Naypyidaw's New Strategic Position
Myanmar's government is in a position to reassess pre-2010 deals as more countries become willing to invest in the country. Most of China's previous investment was in the extractive sector, but new investors seem more willing to put money into Myanmar's small but growing industrial sector. China remains the largest historical investor in Myanmar, with $14.9 billion in cumulative investment, but with the recent end of Western sanctions, European and U.S. companies have begun to move in. In June 2013, China invested only $4.1 million and Britain poured in $15.8 million. China is currently the third-largest investor in the country, behind Singapore and Vietnam. European, Indian and U.S. companies all bid on recently opened natural gas fields. Now that it has viable foreign investment from a number of sources, Myanmar needs to negotiate favorable resource-sharing deals in this new round or face continued natural gas shortages.
Either way, these new fields will not come online for several years.

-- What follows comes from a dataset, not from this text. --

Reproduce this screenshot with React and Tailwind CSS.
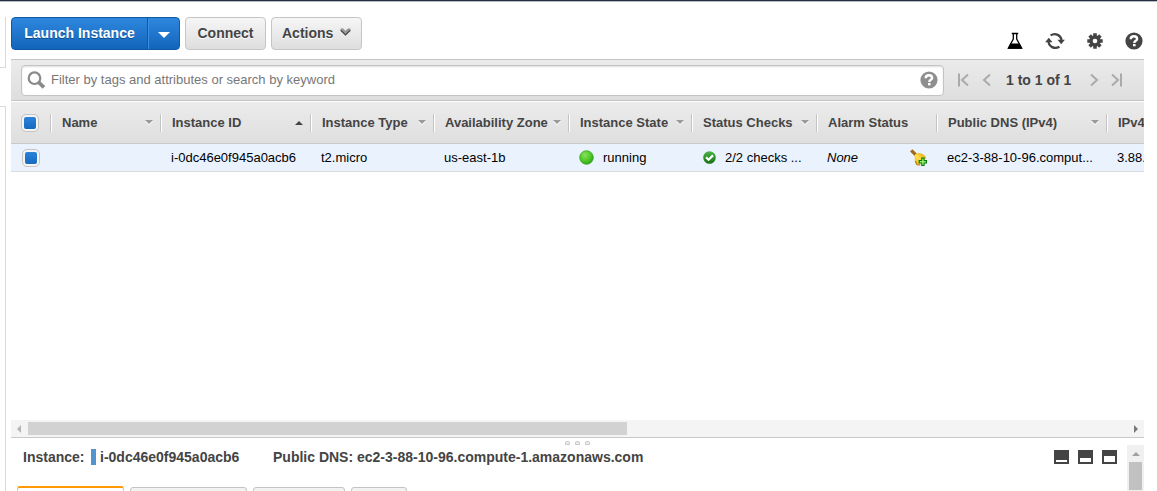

Foreign companies are ramping up investment in many sectors. This economic involvement has even shown some signs of potentially resulting in military-to-military cooperation with Myanmar in the future. The United Kingdom announced July 16 that it would resume military ties with Myanmar, starting with training on human rights and accountability. Myanmar is also in talks with India to procure coastal patrol vessels and naval sensors. As Myanmar becomes less of a pariah to the United States and European Union, such ties will strengthen, feeding Beijing's continued concerns that Myanmar's growing geopolitical significance will reinforce its ability to look beyond China.